## TASK DESCRIPTION
Would you pull out every line of the material that contains the string "this"?

--- Start RECORDS SUPPLIED ---

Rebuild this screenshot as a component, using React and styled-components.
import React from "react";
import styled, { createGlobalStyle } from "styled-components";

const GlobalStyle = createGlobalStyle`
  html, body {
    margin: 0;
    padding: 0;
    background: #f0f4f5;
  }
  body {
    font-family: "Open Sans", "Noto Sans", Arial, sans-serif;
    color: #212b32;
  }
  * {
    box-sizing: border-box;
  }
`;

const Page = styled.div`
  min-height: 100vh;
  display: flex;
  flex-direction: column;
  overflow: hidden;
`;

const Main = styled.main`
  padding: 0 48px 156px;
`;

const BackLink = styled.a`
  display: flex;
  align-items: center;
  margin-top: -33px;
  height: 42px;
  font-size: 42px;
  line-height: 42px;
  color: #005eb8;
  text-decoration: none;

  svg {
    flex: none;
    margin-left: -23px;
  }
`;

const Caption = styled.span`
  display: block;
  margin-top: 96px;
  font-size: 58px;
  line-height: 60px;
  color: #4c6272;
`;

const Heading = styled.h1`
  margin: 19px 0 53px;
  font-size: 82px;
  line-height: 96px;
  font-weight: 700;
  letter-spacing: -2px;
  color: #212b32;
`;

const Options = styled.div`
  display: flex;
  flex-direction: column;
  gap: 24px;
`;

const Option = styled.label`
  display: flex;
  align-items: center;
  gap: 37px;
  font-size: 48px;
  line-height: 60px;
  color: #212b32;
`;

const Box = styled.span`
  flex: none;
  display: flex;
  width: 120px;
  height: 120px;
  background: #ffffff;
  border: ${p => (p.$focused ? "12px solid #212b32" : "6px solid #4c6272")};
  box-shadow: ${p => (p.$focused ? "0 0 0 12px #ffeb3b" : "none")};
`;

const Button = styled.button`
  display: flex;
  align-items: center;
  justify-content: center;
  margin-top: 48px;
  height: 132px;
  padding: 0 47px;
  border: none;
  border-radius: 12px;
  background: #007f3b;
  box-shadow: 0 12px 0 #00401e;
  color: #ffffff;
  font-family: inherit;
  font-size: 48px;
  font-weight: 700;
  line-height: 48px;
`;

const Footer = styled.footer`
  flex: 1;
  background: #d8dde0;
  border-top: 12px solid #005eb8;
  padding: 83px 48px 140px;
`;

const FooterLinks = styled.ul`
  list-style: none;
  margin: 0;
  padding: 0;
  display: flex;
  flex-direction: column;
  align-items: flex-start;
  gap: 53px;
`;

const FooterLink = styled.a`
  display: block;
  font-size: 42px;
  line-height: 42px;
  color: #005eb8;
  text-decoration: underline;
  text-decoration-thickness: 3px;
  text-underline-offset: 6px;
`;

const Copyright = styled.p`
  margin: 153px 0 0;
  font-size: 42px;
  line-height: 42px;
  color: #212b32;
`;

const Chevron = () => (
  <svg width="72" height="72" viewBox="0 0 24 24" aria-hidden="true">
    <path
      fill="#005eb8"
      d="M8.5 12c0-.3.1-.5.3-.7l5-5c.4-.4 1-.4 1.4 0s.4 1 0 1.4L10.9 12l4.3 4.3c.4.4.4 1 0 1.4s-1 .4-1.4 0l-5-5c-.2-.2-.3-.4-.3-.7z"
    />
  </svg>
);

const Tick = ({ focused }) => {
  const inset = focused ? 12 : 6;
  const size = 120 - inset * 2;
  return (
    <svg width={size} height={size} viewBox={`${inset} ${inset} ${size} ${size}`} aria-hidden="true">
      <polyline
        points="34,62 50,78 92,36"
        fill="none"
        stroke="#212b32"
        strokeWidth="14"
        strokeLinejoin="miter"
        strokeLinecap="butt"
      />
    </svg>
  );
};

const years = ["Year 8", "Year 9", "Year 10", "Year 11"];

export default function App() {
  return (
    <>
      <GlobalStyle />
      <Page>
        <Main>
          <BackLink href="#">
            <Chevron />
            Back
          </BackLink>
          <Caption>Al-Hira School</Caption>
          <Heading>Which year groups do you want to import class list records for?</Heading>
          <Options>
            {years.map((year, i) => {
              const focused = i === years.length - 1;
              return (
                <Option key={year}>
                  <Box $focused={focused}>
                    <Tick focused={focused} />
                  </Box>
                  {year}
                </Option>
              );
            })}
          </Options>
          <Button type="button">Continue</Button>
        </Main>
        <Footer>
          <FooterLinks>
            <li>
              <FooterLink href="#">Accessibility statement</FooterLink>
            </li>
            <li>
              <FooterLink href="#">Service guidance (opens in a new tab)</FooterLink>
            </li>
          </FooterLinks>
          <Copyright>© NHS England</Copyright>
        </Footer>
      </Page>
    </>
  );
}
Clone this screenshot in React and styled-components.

--- End RECORDS SUPPLIED ---

## CORRECT ANSWER
Rebuild this screenshot as a component, using React and styled-components.
Clone this screenshot in React and styled-components.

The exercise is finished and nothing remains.